A Value Operation is an instruction that takes arguments, does some computation, and produces a value. Like a Constant, it has the dest and type fields described above, and also any of these three optional fields:

  • args, a list of strings. These are variable names defined elsewhere in the same function.
  • funcs, a list of strings. The names of any functions that this instruction references. For example, core Bril‘s call instruction takes one function name.
  • labels, a list of strings. The names of any labels within the current function that the instruction references. For example, core Bril‘s jump and branch instructions have target labels.

In all three cases, these keys may be missing and the semantics are identical to mapping to an empty list.

Effect Operation

{ "op": "<string>",
  "args": ["<string>", ...]?,
  "funcs": ["<string>", ...]?,
  "labels": ["<string>", ...]? }

An Effect Operation is like a Value Operation but it does not produce a value. It also has the optional args, funcs, and labels fields.

Well Formedness

Not every syntactically complete Bril program is well formed. Here is an incomplete list of rules that well-formed Bril programs must follow:

  • Instructions may name variables as arguments when they are defined elsewhere in the function. Similarly, they may only refer to labels that exist within the same function, and they can only refer to functions defined somewhere in the same file.
  • Dynamically speaking, during execution, instructions may refer only to variables that have already been defined earlier in execution. (This is a dynamic property, not a static property.)
  • Every variable may have only a single type within a function. It is illegal to have two assignments to the same variable with different types, even if the function’s logic guarantees that it is impossible to execute both instructions in a single call.
  • Many operations have constraints on the types of arguments they can take; well-formed programs always provide the right type of value.

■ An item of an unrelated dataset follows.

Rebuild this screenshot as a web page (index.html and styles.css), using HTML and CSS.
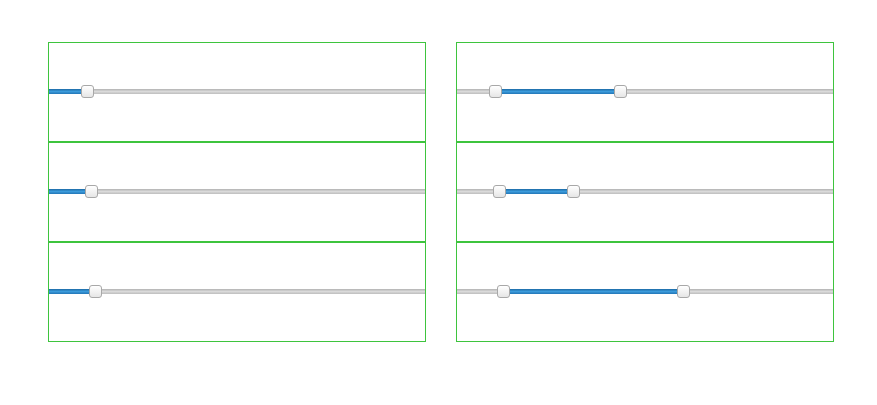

Tools do not need to handle ill-formed Bril programs. As someone working with Bril, you never need to check for well-formedness and can do anything when fed with ill-formed code, including silently working just fine, producing ill-formed output, or crashing and burning.

To help check for well-formedness, the reference interpreter has many dynamic checks and the type inference tool can check types statically.

Core Language

This section describes the core Bril instructions. Any self-respecting Bril tool must support all of these operations; other extensions are more optional.

Types

Core Bril defines two primitive types:

  • int: 64-bit, two’s complement, signed integers.
  • bool: True or false.

Arithmetic

These instructions are the obvious binary integer arithmetic operations. They all take two arguments, which must be names of variables of type int, and produce a result of type int:

  • add: x + y.
  • mul: x × y.
  • sub: x - y.
  • div: x ÷ y.

Comparison

These instructions compare integers. They all take two arguments of type int and produce a result of type bool:

  • eq: Equal.
  • lt: Less than.
  • gt: Greater than.
  • le: Less than or equal to.
  • ge: Greater than or equal to.

Logic

These are the basic Boolean logic operators. They take arguments of type bool and produce a result of type bool:

  • not (1 argument)
  • and (2 arguments)
  • or (2 arguments)

Control

These are the control flow operations. Unlike the value operations above, they take labels and functions in addition to normal arguments.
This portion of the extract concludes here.